Owusu-Koramoah’s 597 defensive snaps fell outside the top-50 linebackers last season, leaving plenty of room for that volume to increase quite a bit in Year 2. Owusu-Koramoah has already shown flashes of being an exceptionally better player than the likes of Anthony Walker and Jacob Phillips — his competition for snaps in Cleveland — and boasts second-round draft capital that the Browns will want to get the most out of.
The Browns are among the most zone-heavy defenses in the league, which helps breed positive efficiency for linebacker tackling, combined with a major snap increase. That's why Owusu-Koramoah comes in ranked as the LB12 for this season. Along with some big-play upside, as he has flashed some pass-rush ability both in the NFL and in college. There’s no reason IDP managers shouldn’t expect a big season from the former golden domer.
Jeremiah Owusu-Koramoah ranks among linebackers | 2021
|Overall grade||Run defense grade||Coverage grade||1st contact rate||Pressure rate (min. 50 attempts)|
|76.5 (10th)||78.7 (6th)||67.4 (18th)||11.86% (9th)||18% (9th)|
One more second-year linebacker to close out this position group: Werner likely has the most difficult path to snaps of the group, playing on a Saints team whose LB2 usage varies wildly from week to week. That usage should continue again in 2022 with Demario Davis serving as the team’s first high-volume linebacker, but the difference this year is that Werner is now the team’s clear second option.

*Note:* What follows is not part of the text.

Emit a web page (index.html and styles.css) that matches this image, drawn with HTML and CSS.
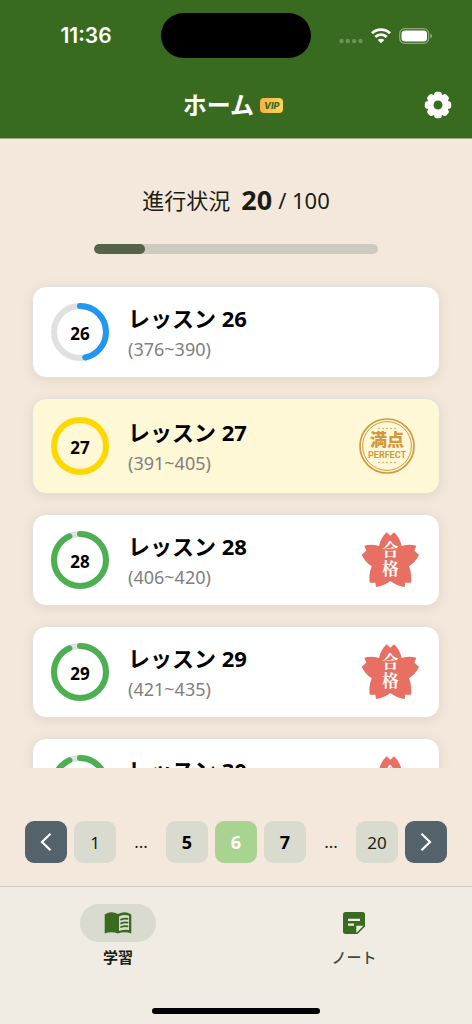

In 2021, the Saints' second linebacker averaged a 75% defensive snap share, which isn’t necessarily ideal but also won't ruin his IDP-relevancy. There will certainly be weeks that are much lower than that 75% average, but there will also be weeks that are much greater so it’s still going to be important to temper expectations for Werner as long as Davis is in the picture.
That being said, Werner meets the qualifications for a breakout season. Even if this doesn’t end up being his best fantasy season of his IDP career, he should still hit that 75% production increase, assuming health. Werner earned excellent grades as a rookie, including a 91.0 run defense grade (second among all LBs) and 79.9 overall grade, which was second among rookie linebackers and sixth among all linebackers. This should give IDP managers confidence that he will continue to be an IDP asset long after this season and produce even more once he takes over that LB1 role with the team.
#FFIDP – 2ish minutes of New Orleans Saints linebacker Pete Werner playing the run like you like it (as a rookie!):
91.0 run defense grade in 2021 (2nd among all LBs)
— Jon Macri (@PFF_Macri) June 15, 2022
This cannot be overstated, but Barmore posting 48 total pressures as a rookie in New England, which ranked second-most since 2006 among interior defensive linemen, is a very impressive feat. This is currently being overlooked in plenty of IDP drafts because he only managed 1.5 sacks as a rookie.